5 Reasons to Consider Selling Your Practice Now

By Anthony Whitbeck, CFP, CLU
CEO of Key Management Group

After years of building a successful practice, advisors face both an emotional and financial decision regarding the sale of their practice. Emotionally, advisors have spent years building deep relationships with their clients, many who have become friends, and some who are like family. The thought of transferring these close relationships to someone else becomes very personal.

Financially, they also have a big decision to make. The question: Do I sell now or do I stick around for a few more years and sell my practice? There are many things that go into making a good decision, but a number of indicators suggest that it might be better to sell now.
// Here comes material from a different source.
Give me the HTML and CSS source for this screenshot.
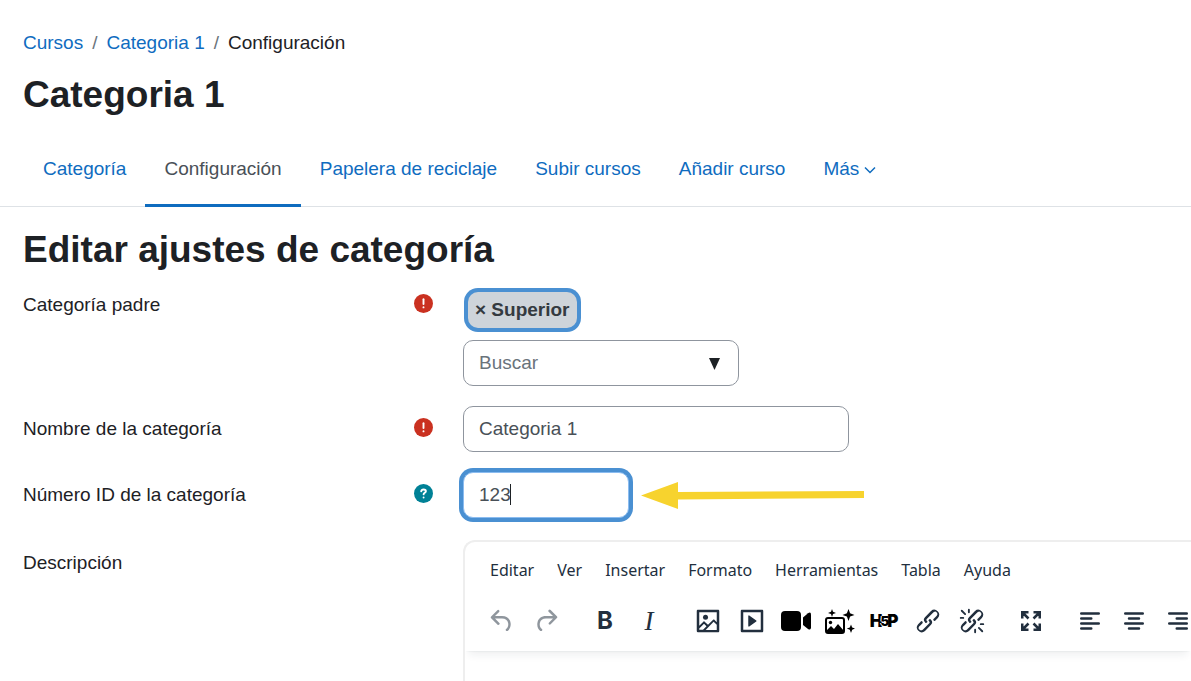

If you consider yourself to be within five years of retirement or you’re at the point where you’d like to slow down and enjoy more personal time, here are some reasons why you might want to consider selling sooner than later.

Practice values are at all-time highs.

The Dow Jones Industrials is above 25,500, the S&P 500 broke 2,700, and the Nasdaq has reached 7,000 (a level not seen since 2000 and the dot-com bubble). While no one knows what’s ahead for the markets, we do know that it is producing record levels of recurring revenue through trail income and asset management fees.

While there are different methods used to calculate the value a financial advisory practice, two common practices include: multiples of revenue and discounted cash flow. During 2017, the average multiple used to calculate the practice value was 2.55 times recurring revenue plus 1.0 times non-recurring revenue. I underline average, because the actual multiples vary greatly between individual practices. These averages are the highest we’ve ever seen. So what does this mean? High recurring revenues X high multiples = high practice values.

Demand far exceeds supply.

There are numerous published statistics regarding the ratio of buyers to sellers. Most conclude the ratio is approximately 50 buyers for each seller. This large disparity is one more reason that practices are selling for top dollar. Given the high demand, buyers have been known to pay significantly more than the actual calculated value.

But don’t expect the current supply and demand to continue much longer. Similar to the general population, the advisor base is aging. The average age of the advisor population is somewhere between 55 and 60 years of age. Many advisors say they are within “5 years” of retirement. As an industry, few firms are focused on recruiting and training the next generation advisor. Why? It’s hard and expensive. Gone are the days of hiring college graduates in volume and hope some will make it.

Herein lies the problem. More and more advisors are going to retire and the industry in not replacing them with the next generation. What does this mean? More supply and less demand, which generally means lower prices.

Cost of capital is at historic lows.

Until recently, most acquisitions were seller financed. Typically the buyer gave the seller a down payment (20-30% of the purchase price), with the remainder financed by the seller through a note, an earn-out, or both. Things have changed significantly in the past few years. A number of financial organizations, like Live Oak Bank and PPC Loan, have gotten into the market to finance practice acquisitions. Some firms will finance up to 100% of the purchase price and offer attractive terms of Prime plus 2-3% paid over ten years.

The current interest rate environment makes this a very attractive method for financing an acquisition and it’s allowing for top dollar offers. We are currently in a very low interest environment, which will not last forever. Once things change, the cost of acquisition will rise and the price buyers are willing to pay will go down.

Compliance and technology have become increasingly complex.

The compliance requirements for advisors have become more intense and complex. Some advisors (generally the older ones) are simply tired trying to keep up with the changes. The same holds true for technology. The most efficient practices operate virtually, paperless, present content on iPads, and conduct client meetings online. Clients have come to expect this from their advisor.

For change resistant, non-tech savvy advisors, today’s environment is both scary and uncomfortable. They are simply left with two options: adapt and embrace compliance and technology or plan their transition to the next generation. Many have chosen the latter.

Clients are getting old.

Just like our industry, clients are aging as well. The average client age is a few years older than the average advisor age. Many (existing) clients have already retired or they will be retiring soon. Why does this matter? Because traditionally, practices have been growing (assets under management) due to the retiring baby boomer market and their retirement plan rollovers. This trend is clearly changing. Many advisors are finding it difficult to maintain a positive net flow in their practice. Advisors simply have more money leaving for retirement income distributions than they have coming in from new client acquisition.

It is not surprising that client acquisition efforts decline as an advisor reaches the later years of their career. After all, they’ve earned the right to coast on their previous efforts and enjoy the recurring revenue they have created.

The problem? Buyers don’t want to buy a deteriorating practice.


One could argue that there has never been a better time for an advisor to sell their practice. Unfortunately, most advisors are addicted to the cash flow from their practice. They perform a simple math equation in their head and conclude “I can just work three more years, collect my current income and then sell my practice for the same amount.” Unfortunately, most don’t realize they may be running their practice into the ground.

If you are within “5 years” of retirement, you should consider the information above and determine if now might be the best time to sell your practice.